━━━━━ PROVIDED RECORDS ━━━━━

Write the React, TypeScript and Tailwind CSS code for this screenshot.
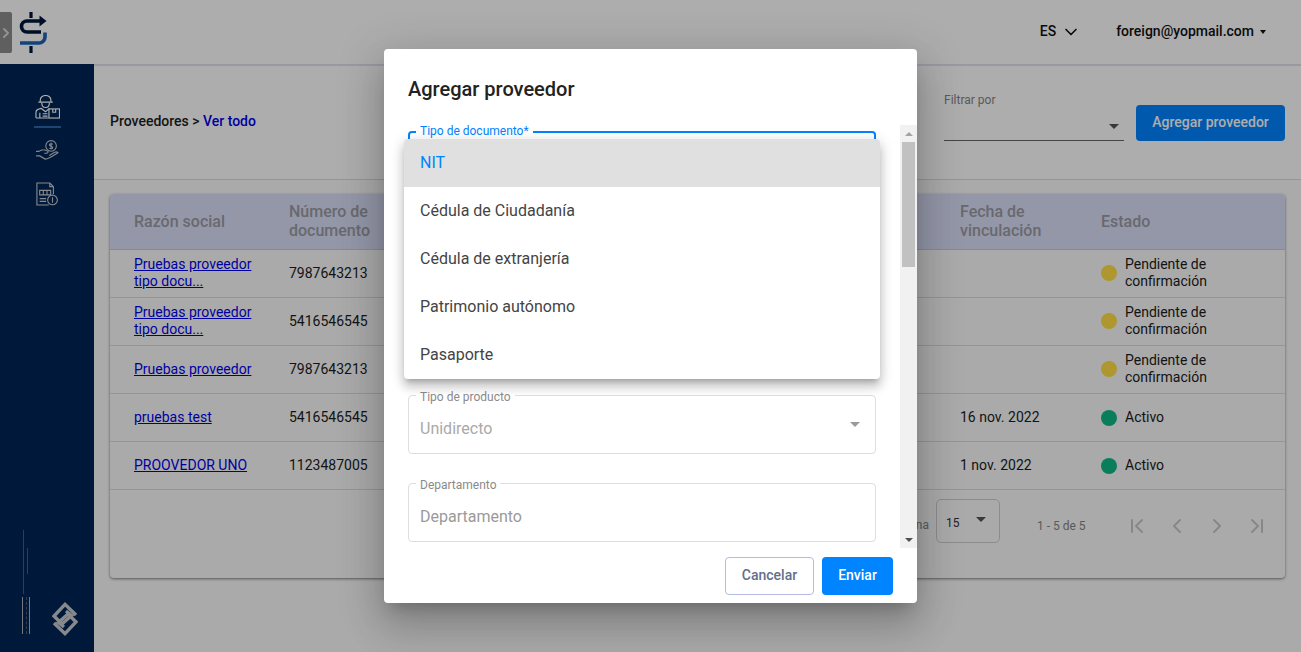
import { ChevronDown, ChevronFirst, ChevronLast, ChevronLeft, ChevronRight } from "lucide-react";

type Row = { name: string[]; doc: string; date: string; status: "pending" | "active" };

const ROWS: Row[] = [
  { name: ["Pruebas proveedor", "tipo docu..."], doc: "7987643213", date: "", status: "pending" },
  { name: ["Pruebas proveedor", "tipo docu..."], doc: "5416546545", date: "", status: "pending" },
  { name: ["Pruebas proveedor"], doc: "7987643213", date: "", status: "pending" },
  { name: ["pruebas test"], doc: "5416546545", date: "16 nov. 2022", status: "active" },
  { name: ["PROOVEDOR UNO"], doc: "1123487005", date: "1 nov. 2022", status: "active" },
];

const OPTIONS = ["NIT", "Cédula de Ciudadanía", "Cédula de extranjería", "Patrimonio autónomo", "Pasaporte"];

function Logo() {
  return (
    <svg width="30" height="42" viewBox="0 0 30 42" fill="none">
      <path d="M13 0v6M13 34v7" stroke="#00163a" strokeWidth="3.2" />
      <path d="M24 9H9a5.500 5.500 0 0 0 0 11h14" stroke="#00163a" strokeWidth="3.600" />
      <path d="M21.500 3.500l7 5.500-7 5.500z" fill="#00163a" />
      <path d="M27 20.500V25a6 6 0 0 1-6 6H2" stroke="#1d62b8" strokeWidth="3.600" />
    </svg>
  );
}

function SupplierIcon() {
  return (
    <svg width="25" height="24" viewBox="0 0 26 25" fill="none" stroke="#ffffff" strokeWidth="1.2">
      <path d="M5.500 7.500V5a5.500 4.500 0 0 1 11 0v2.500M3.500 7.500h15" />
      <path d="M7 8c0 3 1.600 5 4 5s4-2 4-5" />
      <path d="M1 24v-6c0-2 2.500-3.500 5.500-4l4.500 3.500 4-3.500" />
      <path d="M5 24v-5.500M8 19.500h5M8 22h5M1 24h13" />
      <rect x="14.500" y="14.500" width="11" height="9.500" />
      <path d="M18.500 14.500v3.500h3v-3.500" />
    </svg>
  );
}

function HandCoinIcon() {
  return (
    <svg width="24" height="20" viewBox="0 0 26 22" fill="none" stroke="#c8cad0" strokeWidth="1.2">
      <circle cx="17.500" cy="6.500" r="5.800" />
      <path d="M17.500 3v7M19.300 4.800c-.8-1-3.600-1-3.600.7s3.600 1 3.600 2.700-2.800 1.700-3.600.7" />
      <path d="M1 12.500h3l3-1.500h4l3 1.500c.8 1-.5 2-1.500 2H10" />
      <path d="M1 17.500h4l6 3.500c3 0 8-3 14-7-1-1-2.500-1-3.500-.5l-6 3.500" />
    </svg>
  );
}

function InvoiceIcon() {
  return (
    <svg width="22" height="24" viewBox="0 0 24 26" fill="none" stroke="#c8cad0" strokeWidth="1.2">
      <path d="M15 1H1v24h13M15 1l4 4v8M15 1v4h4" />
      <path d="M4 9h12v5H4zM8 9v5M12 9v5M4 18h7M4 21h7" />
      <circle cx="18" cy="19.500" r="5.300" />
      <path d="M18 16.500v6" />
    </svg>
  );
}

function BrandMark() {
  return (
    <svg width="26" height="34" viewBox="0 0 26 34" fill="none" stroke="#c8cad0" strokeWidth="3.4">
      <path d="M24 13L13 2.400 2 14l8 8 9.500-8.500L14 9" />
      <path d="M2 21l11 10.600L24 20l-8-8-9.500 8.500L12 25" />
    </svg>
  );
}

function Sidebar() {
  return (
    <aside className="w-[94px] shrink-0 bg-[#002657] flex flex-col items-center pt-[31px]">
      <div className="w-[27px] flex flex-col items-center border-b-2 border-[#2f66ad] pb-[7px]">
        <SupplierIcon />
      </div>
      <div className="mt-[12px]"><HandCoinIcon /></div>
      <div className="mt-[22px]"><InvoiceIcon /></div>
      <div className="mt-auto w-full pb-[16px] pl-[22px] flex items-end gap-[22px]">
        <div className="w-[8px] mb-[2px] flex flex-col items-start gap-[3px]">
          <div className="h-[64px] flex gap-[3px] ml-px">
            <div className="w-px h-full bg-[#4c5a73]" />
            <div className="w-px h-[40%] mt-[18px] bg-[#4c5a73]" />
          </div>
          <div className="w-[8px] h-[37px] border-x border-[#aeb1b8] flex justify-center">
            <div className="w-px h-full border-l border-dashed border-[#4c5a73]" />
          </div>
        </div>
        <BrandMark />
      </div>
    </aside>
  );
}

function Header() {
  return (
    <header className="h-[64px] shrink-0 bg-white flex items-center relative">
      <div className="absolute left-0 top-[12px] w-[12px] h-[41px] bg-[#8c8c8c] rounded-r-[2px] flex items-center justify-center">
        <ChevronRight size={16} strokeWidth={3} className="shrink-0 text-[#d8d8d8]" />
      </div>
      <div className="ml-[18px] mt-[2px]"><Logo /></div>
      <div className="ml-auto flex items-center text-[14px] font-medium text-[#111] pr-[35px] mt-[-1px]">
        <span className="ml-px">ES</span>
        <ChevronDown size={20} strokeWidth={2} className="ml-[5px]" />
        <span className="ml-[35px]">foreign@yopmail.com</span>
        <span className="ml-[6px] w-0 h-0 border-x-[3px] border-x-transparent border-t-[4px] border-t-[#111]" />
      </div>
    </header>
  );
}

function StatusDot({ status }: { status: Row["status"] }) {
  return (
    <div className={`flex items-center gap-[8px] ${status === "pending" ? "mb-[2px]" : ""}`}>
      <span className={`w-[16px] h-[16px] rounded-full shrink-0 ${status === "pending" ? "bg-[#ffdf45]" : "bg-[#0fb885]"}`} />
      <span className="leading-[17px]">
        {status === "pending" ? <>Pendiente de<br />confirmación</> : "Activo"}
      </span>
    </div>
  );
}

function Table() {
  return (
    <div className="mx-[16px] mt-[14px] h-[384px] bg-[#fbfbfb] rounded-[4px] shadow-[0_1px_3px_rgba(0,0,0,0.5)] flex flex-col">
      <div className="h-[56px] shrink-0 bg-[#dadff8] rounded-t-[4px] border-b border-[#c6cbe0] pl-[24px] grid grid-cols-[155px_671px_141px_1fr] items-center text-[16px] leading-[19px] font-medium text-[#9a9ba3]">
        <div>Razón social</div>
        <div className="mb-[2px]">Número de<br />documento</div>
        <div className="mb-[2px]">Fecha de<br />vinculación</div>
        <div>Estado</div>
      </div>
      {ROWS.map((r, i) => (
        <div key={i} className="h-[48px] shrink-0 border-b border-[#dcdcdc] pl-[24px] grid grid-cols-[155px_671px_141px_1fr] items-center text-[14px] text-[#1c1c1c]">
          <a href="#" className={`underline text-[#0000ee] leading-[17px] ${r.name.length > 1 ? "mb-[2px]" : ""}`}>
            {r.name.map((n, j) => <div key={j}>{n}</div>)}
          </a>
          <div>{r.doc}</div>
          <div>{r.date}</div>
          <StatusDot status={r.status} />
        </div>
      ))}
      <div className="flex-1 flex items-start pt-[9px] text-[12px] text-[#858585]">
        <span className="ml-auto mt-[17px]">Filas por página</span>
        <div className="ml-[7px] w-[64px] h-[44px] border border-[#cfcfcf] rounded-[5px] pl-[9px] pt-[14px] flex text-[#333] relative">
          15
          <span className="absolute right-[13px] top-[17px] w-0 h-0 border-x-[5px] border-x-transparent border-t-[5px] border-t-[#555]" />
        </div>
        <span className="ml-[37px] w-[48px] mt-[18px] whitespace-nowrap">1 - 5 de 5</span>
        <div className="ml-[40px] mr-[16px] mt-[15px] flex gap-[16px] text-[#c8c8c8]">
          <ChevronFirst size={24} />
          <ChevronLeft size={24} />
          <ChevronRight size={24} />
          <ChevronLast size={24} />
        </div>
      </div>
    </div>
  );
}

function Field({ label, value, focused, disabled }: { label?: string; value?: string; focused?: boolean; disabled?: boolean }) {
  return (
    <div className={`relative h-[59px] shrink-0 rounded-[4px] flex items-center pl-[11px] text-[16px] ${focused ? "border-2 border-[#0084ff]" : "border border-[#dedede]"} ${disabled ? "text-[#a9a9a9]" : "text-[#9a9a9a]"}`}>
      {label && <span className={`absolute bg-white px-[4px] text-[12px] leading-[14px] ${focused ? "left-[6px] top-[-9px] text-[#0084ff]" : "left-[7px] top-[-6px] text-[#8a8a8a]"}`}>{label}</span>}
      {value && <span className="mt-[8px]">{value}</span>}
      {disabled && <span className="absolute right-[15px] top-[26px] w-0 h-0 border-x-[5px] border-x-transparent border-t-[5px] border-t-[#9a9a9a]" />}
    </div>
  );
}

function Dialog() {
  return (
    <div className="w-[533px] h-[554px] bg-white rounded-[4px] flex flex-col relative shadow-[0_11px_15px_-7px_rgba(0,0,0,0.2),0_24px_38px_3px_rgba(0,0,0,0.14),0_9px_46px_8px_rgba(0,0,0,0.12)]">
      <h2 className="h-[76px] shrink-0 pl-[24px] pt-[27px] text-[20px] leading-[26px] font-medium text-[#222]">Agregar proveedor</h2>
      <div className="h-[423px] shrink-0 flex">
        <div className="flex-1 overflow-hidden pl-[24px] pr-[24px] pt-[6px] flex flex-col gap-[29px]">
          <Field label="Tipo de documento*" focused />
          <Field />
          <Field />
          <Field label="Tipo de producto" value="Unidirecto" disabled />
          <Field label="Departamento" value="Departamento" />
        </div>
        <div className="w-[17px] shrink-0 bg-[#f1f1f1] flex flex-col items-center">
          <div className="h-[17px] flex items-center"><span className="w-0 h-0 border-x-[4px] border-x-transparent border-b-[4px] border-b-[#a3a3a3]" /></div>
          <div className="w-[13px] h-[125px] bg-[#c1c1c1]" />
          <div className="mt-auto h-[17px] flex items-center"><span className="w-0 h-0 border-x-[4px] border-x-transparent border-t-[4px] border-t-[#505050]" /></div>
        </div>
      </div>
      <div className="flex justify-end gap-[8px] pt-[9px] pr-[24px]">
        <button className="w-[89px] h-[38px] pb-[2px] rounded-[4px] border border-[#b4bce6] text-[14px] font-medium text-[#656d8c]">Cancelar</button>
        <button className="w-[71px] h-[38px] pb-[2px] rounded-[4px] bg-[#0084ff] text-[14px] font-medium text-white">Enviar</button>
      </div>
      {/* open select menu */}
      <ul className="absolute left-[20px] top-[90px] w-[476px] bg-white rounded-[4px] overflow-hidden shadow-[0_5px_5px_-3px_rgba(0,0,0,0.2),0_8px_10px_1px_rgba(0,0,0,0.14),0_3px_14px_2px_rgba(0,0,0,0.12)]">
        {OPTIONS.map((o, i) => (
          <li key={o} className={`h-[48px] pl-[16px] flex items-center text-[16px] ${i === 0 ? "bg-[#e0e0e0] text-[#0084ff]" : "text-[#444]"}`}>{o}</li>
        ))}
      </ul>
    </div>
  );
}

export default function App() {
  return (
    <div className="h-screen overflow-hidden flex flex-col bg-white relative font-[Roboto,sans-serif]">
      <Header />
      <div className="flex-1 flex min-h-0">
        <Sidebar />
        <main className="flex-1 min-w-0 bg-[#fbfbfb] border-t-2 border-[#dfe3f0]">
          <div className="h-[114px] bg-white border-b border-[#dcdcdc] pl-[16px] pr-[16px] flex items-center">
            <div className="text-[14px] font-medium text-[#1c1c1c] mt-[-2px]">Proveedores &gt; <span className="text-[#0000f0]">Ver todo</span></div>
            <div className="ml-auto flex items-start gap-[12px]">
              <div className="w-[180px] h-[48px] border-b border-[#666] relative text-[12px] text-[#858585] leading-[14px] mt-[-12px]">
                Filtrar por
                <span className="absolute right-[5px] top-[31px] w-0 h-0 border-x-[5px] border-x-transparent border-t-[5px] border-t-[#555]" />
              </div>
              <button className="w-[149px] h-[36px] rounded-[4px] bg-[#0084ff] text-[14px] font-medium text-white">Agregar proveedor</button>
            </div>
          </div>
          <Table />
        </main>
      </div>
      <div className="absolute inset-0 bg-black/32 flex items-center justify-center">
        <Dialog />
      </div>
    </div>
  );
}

━━━━━
━━━━━ PROVIDED RECORDS ━━━━━

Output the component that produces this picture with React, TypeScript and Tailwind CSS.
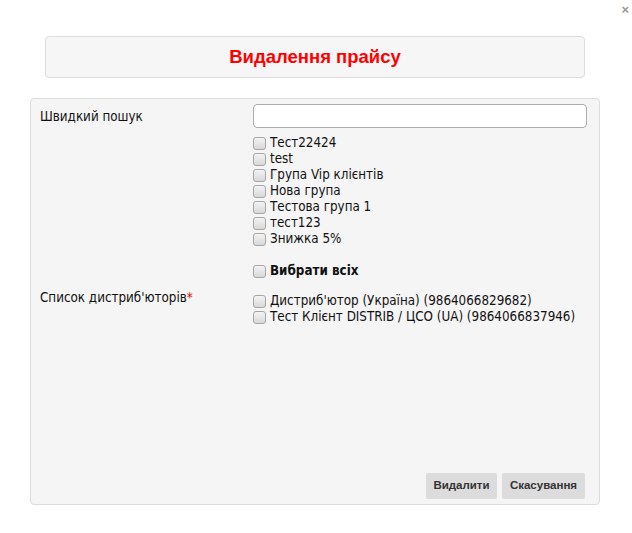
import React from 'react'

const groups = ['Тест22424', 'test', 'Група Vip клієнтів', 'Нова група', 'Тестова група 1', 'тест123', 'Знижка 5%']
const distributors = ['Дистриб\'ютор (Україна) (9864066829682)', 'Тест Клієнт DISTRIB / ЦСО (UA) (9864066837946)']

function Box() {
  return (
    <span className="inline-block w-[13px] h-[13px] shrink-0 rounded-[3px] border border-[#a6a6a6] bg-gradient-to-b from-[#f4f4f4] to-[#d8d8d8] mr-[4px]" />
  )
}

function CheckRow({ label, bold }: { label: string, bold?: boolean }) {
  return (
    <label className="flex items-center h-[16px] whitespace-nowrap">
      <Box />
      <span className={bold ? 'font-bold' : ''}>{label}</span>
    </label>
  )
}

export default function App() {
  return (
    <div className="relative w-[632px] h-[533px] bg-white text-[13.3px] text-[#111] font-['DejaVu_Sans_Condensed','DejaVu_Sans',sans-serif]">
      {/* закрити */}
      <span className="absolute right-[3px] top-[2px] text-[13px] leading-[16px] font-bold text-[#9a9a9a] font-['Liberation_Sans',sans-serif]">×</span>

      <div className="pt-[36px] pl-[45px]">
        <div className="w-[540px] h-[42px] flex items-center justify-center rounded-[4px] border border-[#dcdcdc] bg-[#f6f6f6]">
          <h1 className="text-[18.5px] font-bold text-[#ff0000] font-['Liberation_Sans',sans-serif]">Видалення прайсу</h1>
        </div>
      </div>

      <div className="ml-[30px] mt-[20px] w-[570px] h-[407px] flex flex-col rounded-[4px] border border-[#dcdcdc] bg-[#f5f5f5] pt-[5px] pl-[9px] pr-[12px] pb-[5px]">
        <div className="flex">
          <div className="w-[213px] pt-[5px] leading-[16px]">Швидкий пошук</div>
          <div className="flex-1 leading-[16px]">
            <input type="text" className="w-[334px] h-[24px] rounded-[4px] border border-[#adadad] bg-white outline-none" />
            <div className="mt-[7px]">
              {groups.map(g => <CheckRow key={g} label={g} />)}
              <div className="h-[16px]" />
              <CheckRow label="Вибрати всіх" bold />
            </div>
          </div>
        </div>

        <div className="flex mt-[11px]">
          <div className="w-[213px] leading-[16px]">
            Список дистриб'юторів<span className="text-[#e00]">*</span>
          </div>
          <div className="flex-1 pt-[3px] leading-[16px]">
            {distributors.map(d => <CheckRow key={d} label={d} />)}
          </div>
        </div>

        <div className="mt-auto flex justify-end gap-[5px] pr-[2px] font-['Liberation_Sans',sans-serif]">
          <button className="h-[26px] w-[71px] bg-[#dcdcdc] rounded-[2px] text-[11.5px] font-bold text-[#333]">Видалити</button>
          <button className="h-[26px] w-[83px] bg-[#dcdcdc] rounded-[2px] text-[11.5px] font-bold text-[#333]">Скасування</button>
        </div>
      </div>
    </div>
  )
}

━━━━━

■ **WHAT THE EXERCISE ASKS**:
Skip the pictures and repeat, word for word, the lines from the one containing "Write the React, TypeScript" to the one containing "string[]; doc: string;", keeping both of those lines.

■ **THE ANSWER**:
Write the React, TypeScript and Tailwind CSS code for this screenshot.
import { ChevronDown, ChevronFirst, ChevronLast, ChevronLeft, ChevronRight } from "lucide-react";

type Row = { name: string[]; doc: string; date: string; status: "pending" | "active" };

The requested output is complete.